感情演技
オリンピックの女子柔道で、負けた選手が、大声で泣いていたのが、話題になっていましたね。
その是非は、ともかくですが、ああした感情をむき出しで、闘うことを、どこかで望んでいる節はありますね。これこそエンタメだと、思うのかも知れません。西洋のスポーツも力と力のぶつかり合いを期待しているし、その先にあるのか、その前にあるのか、わかりませんが、感情と感情のぶつかり合いも力と同様に面白いと期待しているのだと思います。
これが感情演技ということの求められている基礎なのでしょうか?
たぶん、多くの人がそうだと信じて演技をしていると思います。僕にはそれを否定するほど、うぬぼているわけではありませんし、むしろそこまで感情むき出しに出来たら、きっと楽しいだろうな思うのです。
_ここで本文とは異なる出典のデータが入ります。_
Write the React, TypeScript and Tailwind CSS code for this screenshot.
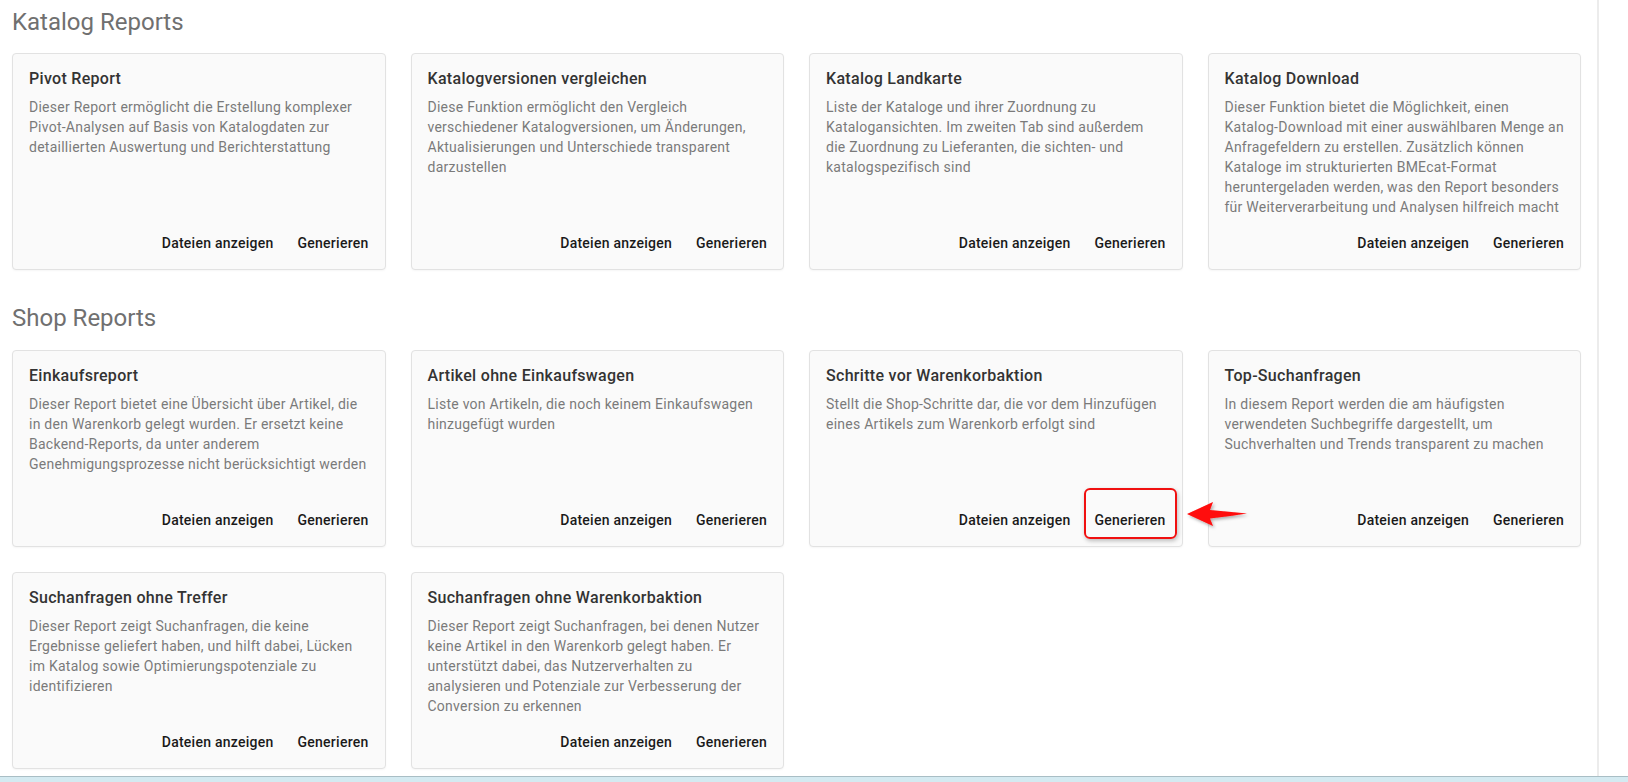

アニメの推しの子でも、きっとアクアはそんな芝居をして脚光を浴びるのだと思います。
ただこのブログでは、感性を誘導するためにどうするかということを主題にしているわけです。笑
では、感性と感情は何が違うのでしょうか?
感性は感情を誘発するもの?たぶん、学校ではそんな風に習ったと思います。五感の記憶とか、ですよね。その場合、感覚→感情→行動、のようなストーリーを描いているのかなと思います。結果として、最終的には行動なり感情のぶつかり合いが、演劇だとするわけです。
しかし僕は、このような時系列的な、または、因果論的な、感性と感情の関係性に、すこし疑問をもっています。
そもそも、感性と感情は、次元の違う空間に存在していて、お互いに干渉もしていないのでは?という仮説です。ただ、主導権はあって、感情が主導権を握れば、感性は消えたようにみえて、感性が主導権を握れば、感情は収まる。主導権という言葉は、嫌いなので、あれですが、ちょっと今は、良い言葉が見つからない。
柔道で、泣き叫ぶのは、道としてどうなのか?と考えるのは、感性が感情を抑えている場合。感情が感性を殺せば、泣き叫ぶことこそ、努力してきた者の勲章だと考える。こう考えると、なんかすっきるする。笑
感情がむき出しになれば、瞬発力もあり、力強さと、人を惹きつけるが、再現性に乏しいのと、コントロールが難しい、演じてて気持ちが良いが、それを技にまで高められない。一度しかできないし、何回もあれば魅力を失う。だから、昭和の映画が一発撮りが多いのは、それが理由かも知れない。柔道も試合のたびに、勝っても負けてもビービーと両者が泣かれたら、観客としては、ちょっと面倒な話になってくる。笑
一方で感性は、意思がまったく通じない、意図的に誘発もなにもできない。コントロールは最高に難しい、だが、それでも僕は、感情よりも再現性があると信じるに値する。それは、なぜかといえば、感性は形を持たないから、特定できないから、つまり、逆に言えば何にでもなれる。そのものずばりでなくても良いわけです。感情はかなり、厳密に設定できるから何度もできないし、何度もすると飽きるし、集中ができない。
感性は違う、鬼が出るか蛇が出るかわからない、だからこそ、即興的になり何度も繰り返し集中できるし、何度も出来るから技の世界にもちこめるし、つまりは道が見えてくるという訳です。幽玄だからこその、感情演技とは違う次元の深さを求めることが可能になるのかもしれない。
ちょっと理解に苦しむ内容でしたかね?へへ、なんならもうちょっと、この話つづきを書きますね。